Does the Kwid still make sense in 2026’s SUV-dominated market?

India’s compact SUV segment has grown faster than the hatchback segment for six consecutive years, and buyers with a similar budget increasingly stretch into a used compact SUV or wait a few months longer to buy a Tata Punch or Maruti Fronx rather than settle for an entry hatchback. That shift is precisely why Renault chose to simplify the Kwid lineup rather than invest in a full redesign — the company is managing the car’s decline rather than fighting for growth in a shrinking segment. For budget-conscious buyers who don’t want an SUV’s higher running costs and insurance premiums, though, the Kwid — specifically the CNG Climber manual — remains one of the few honest, no-frills options left in the market at this price point.

FAQs

Is the 2026 Renault Kwid available with a factory-fitted CNG option? 

No. Renault offers a retrofitted CNG kit on manual variants only, priced at Rs 70,450, backed by a 3-year or 1-lakh-km warranty. It is not available on the AMT gearbox.

How many airbags does the 2026 Kwid have?

The base Evolution trim gets dual airbags as standard, while the top-spec Climber trim comes with six airbags along with a rear parking camera, sensors, and TPMS.

Is the Renault Kwid cheaper than the Maruti Alto K10?

No, the Alto K10 starts around Rs 3.70 lakh, undercutting the Kwid’s Rs 4.53 lakh starting price by roughly Rs 80,000-90,000, and also offers better fuel efficiency.

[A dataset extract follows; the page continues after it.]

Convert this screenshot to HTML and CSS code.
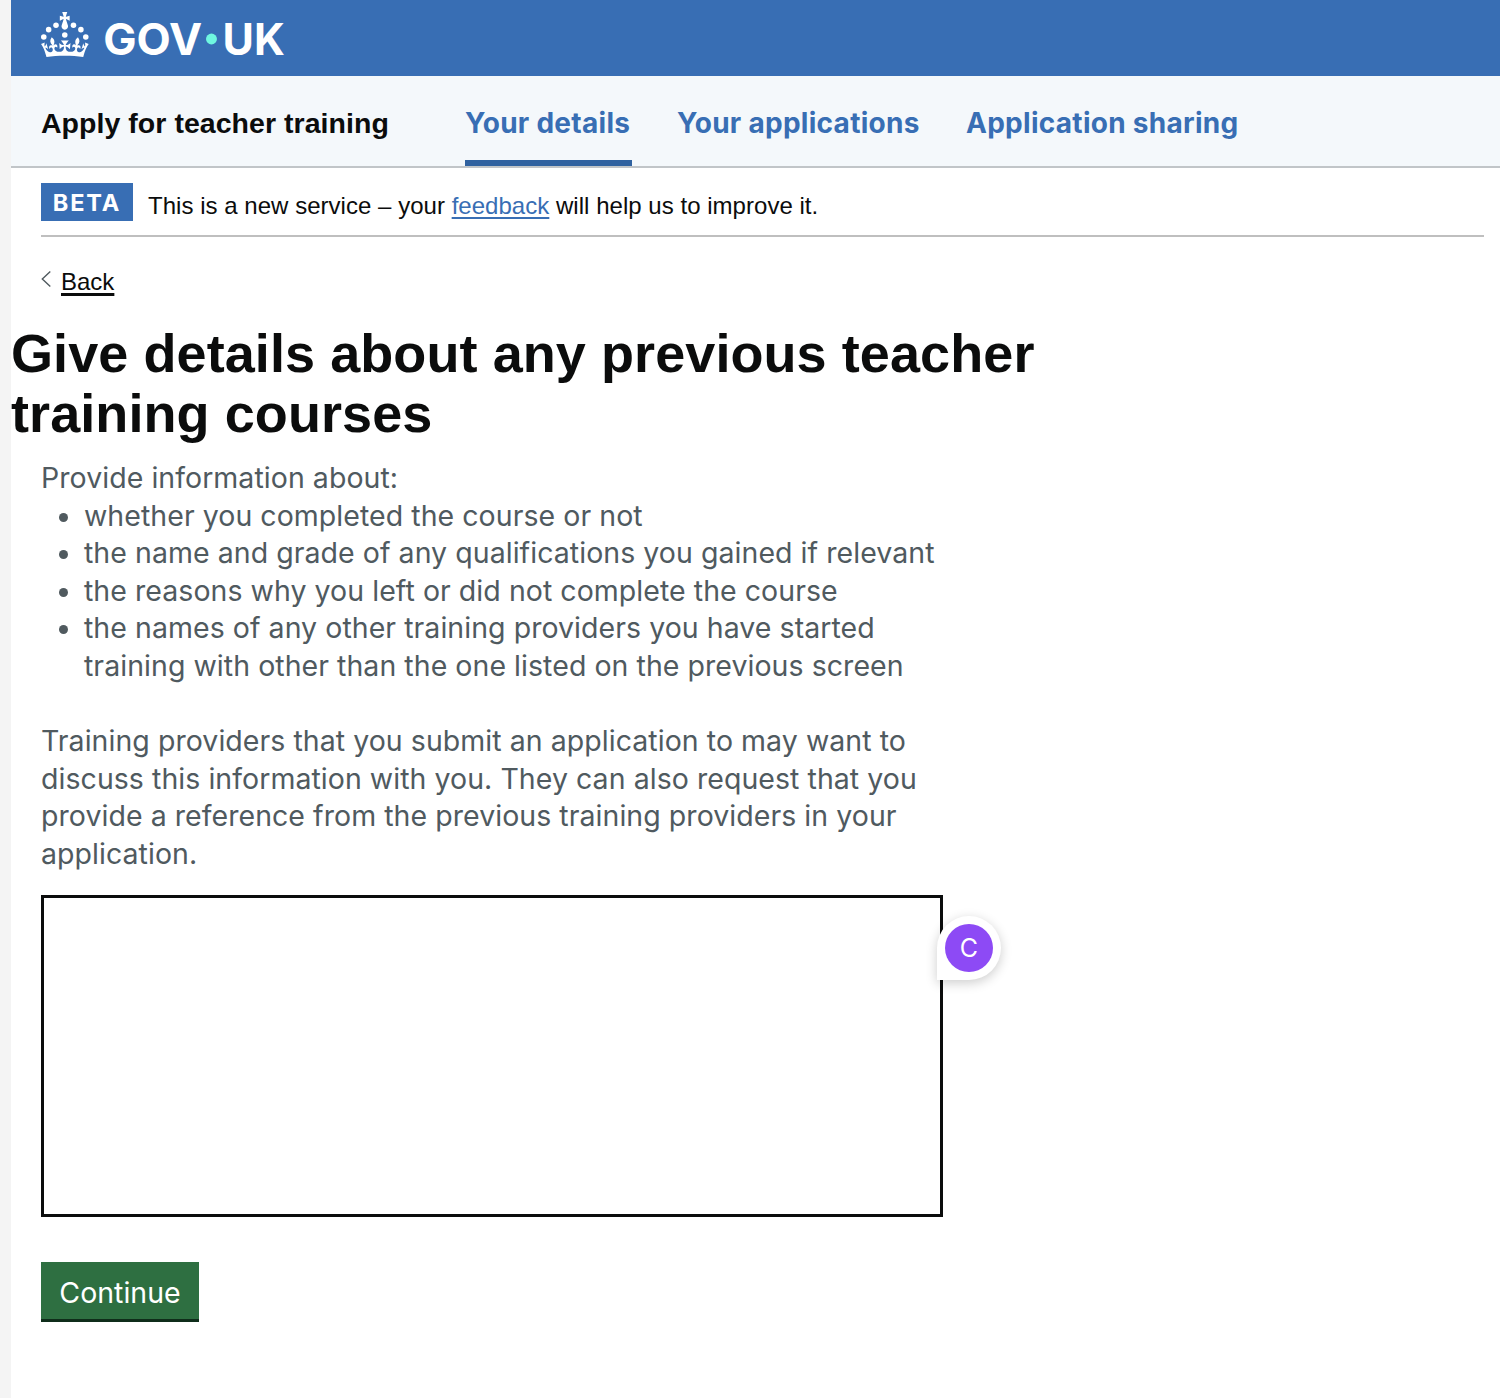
FILE: index.html
```
<!DOCTYPE html>
<html lang="en">
<head>
<meta charset="utf-8">
<title>Give details about any previous teacher training courses</title>
<link rel="stylesheet" href="styles.css">
</head>
<body>
<div class="page">
  <header class="header">
    <svg class="logo" viewBox="0 0 324 60" role="img" aria-label="GOV.UK">
      <g fill="#fff">
        <circle cx="20" cy="17.6" r="3.7"/><circle cx="10.2" cy="23.5" r="3.7"/><circle cx="3.7" cy="33.2" r="3.7"/><circle cx="31.7" cy="30.6" r="3.7"/><circle cx="43.3" cy="17.6" r="3.7"/><circle cx="53.2" cy="23.5" r="3.7"/><circle cx="59.7" cy="33.2" r="3.7"/>
        <path d="M33.1,9.8c.2-.1.3-.3.5-.5l4.6,2.4v-6.8l-4.6,1.5c-.1-.2-.3-.3-.5-.5l1.9-5.9h-6.7l1.9,5.9c-.2.1-.3.3-.5.5l-4.6-1.5v6.8l4.6-2.4c.1.2.3.3.5.5l-2.6,8c-.9,2.8,1.2,5.7,4.1,5.7h0c3,0,5.1-2.9,4.1-5.7l-2.6-8ZM37,37.9s-3.4,3.8-4.1,6.1c2.2,0,4.2-.5,6.4-2.8l-.7,8.5c-2-2.8-4.4-4.1-5.7-3.8.1,3.1.5,6.7,5.8,7.2,3.7.3,6.7-1.5,7-3.8.4-2.6-2-4.3-3.7-1.6-1.4-4.5,2.4-6.1,4.9-3.2-1.9-4.5-1.8-7.7,2.4-10.9,3,4,2.6,7.3-1.2,11.1,2.4-1.3,6.2,0,4,4.6-1.2-2.8-3.7-2.2-4.2.2-.3,1.7.7,3.7,3,4.2,1.9.3,4.7-.9,7-5.9-1.3,0-2.4.7-3.9,1.7l2.4-8c.6,2.3,1.4,3.7,2.2,4.5.6-1.6.5-2.8,0-5.3l5,1.8c-2.6,3.6-5.2,8.7-7.3,17.5-7.4-1.1-15.7-1.7-24.5-1.7h0c-8.8,0-17.1.6-24.5,1.7-2.1-8.9-4.7-13.9-7.3-17.5l5-1.8c-.5,2.5-.6,3.7,0,5.3.8-.8,1.6-2.3,2.2-4.5l2.4,8c-1.5-1-2.6-1.7-3.9-1.7,2.3,5,5.2,6.2,7,5.9,2.3-.4,3.3-2.4,3-4.2-.5-2.4-3-3.1-4.2-.2-2.2-4.6,1.6-6,4-4.6-3.7-3.7-4.2-7.1-1.2-11.1,4.2,3.2,4.3,6.4,2.4,10.9,2.5-2.8,6.3-1.3,4.9,3.2-1.8-2.7-4.1-1-3.7,1.6.3,2.3,3.3,4.1,7,3.8,5.4-.5,5.7-4.2,5.8-7.2-1.3-.2-3.7,1-5.7,3.8l-.7-8.5c2.2,2.3,4.2,2.7,6.4,2.8-.7-2.3-4.1-6.1-4.1-6.1h10.6,0Z"/>
        <text class="wordmark" x="83" y="57.3" textLength="132" lengthAdjust="spacingAndGlyphs">GOV</text>
        <text class="wordmark" x="242" y="57.3" textLength="83" lengthAdjust="spacingAndGlyphs">UK</text>
      </g>
      <circle cx="227.300" cy="36" r="7.3" fill="#6ff7e0"/>
    </svg>
  </header>
  <nav class="nav">
    <span class="service">Apply for teacher training</span>
    <a class="tab tab-current t1">Your details</a>
    <a class="tab t2">Your applications</a>
    <a class="tab t3">Application sharing</a>
  </nav>
  <div class="phase">
    <strong class="tag">BETA</strong>
    <span class="phase-text">This is a new service – your <a class="link">feedback</a> will help us to improve it.</span>
  </div>
  <div class="back">
    <svg class="chevron" viewBox="0 0 10 18"><path d="M9.300 1.500 1.300 9l8 7.500" fill="none" stroke="#505a5f" stroke-width="1.400"/></svg>
    <a class="back-link">Back</a>
  </div>
  <h1 class="title">Give details about any previous teacher<br>training courses</h1>
  <main class="content">
    <p class="hint">Provide information about:</p>
    <ul class="list">
      <li>whether you completed the course or not</li>
      <li>the name and grade of any qualifications you gained if relevant</li>
      <li>the reasons why you left or did not complete the course</li>
      <li>the names of any other training providers you have started<br>training with other than the one listed on the previous screen</li>
    </ul>
    <p class="hint second">Training providers that you submit an application to may want to<br>discuss this information with you. They can also request that you<br>provide a reference from the previous training providers in your<br>application.</p>
    <div class="field">
      <div class="textarea"></div>
      <div class="marker"><span class="avatar">C</span></div>
    </div>
    <button class="button" type="button">Continue</button>
  </main>
</div>
</body>
</html>
```
FILE: styles.css
```
* { box-sizing: border-box; }
body {
  margin: 0;
  padding-left: 11px;
  background: #f4f4f4;
  color: #0b0c0c;
  font-family: Inter, "Liberation Sans", sans-serif;
}
.page { height: 1398px; background: #fff; overflow: hidden; }
.header { height: 76px; padding: 11.500px 0 0 30px; background: #386eb4; }
.logo { display: block; width: 243px; height: 45px; overflow: visible; }
.wordmark { font: 650 59px Inter, sans-serif; }
.nav {
  display: flex;
  height: 92px;
  padding-left: 30px;
  background: #f4f8fb;
  border-bottom: 2px solid #c1c5c8;
  font-size: 28px;
  font-weight: 700;
  line-height: 36px;
  white-space: nowrap;
}
.service {
  width: 424px;
  padding-top: 29px;
  font: 700 28.5px/36px "Liberation Sans", sans-serif;
  letter-spacing: .04px;
}
.tab { height: 90px; padding-top: 29px; color: #386eb4; letter-spacing: .28px; }
.tab-current { border-bottom: 6px solid #3062a0; }
.t1 { width: 167px; margin-right: 45px; }
.t2 { width: 242px; margin-right: 47px; }
.phase {
  display: flex;
  height: 69px;
  margin: 0 16px 0 30px;
  padding-top: 15px;
  border-bottom: 2px solid #bfbfbf;
}
.tag {
  width: 92px;
  height: 38px;
  margin-right: 15px;
  background: #386eb4;
  color: #fff;
  font-size: 23.5px;
  font-weight: 700;
  line-height: 40px;
  letter-spacing: 1.9px;
  text-align: center;
}
.phase-text { font: 24px/30px "Liberation Sans", sans-serif; padding-top: 8px; letter-spacing: .03px; }
.link {
  color: #386eb4;
  text-decoration: underline;
  text-decoration-thickness: 1.5px;
  text-underline-offset: 3px;
}
.back { display: flex; align-items: flex-start; height: 93px; padding: 30px 0 0 30px; }
.chevron { width: 10px; height: 18px; margin: 3px 10px 0 0; }
.back-link {
  font: 24px/30px "Liberation Sans", sans-serif;
  text-decoration: underline;
  text-decoration-thickness: 2.5px;
  text-underline-offset: 3px;
}
.title {
  margin: -7px 0 0;
  font: 700 54px/60px "Liberation Sans", sans-serif;
  letter-spacing: .08px;
}
.content { padding: 16px 0 0 30px; }
.hint, .list {
  margin: 0;
  color: #505a5f;
  font-size: 28.5px;
  font-weight: 400;
  letter-spacing: .05px;
  line-height: 37.6px;
  white-space: nowrap;
}
.list { padding-left: 43px; }
.second { margin-top: 37.500px; }
.field { position: relative; width: 902px; margin-top: 22.500px; }
.textarea { height: 322px; border: 3px solid #0b0c0c; }
.marker {
  position: absolute;
  left: 896px;
  top: 21px;
  width: 64px;
  height: 64px;
  padding: 8px;
  background: #fff;
  border-radius: 32px 32px 32px 0;
  box-shadow: 0 3px 12px rgba(0, 0, 0, .2);
}
.avatar {
  display: block;
  width: 48px;
  height: 48px;
  border-radius: 50%;
  background: #8d4af5;
  color: #fff;
  font-size: 25px;
  font-weight: 400;
  line-height: 49px;
  text-align: center;
}
.button {
  display: block;
  width: 158px;
  height: 60px;
  margin-top: 45px;
  padding: 5px 0 0;
  border: 0;
  border-bottom: 3px solid #0f2d1a;
  background: #2e6f41;
  color: #fff;
  font: 400 28.5px/36px Inter, sans-serif;
}
```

What engine does the 2026 Kwid use?

It continues with the same 1.0-litre three-cylinder petrol engine producing 69hp and 92.5Nm, paired with either a 5-speed manual or an AMT gearbox, unchanged from the pre-facelift model.

Which 2026 Kwid variant offers the best value?

The Climber manual at Rs 5.15 lakh is the sweet spot for most buyers, since it adds the six-airbag safety package and TPMS without the extra cost of the AMT gearbox.

Should I buy a Kwid or wait for a compact SUV in a similar budget? 

If your budget realistically stretches within Rs 1-1.5 lakh of a compact SUV like the Tata Punch, it is worth waiting or considering a used SUV, since resale value and safety ratings tend to favour that segment over entry hatchbacks in the long run.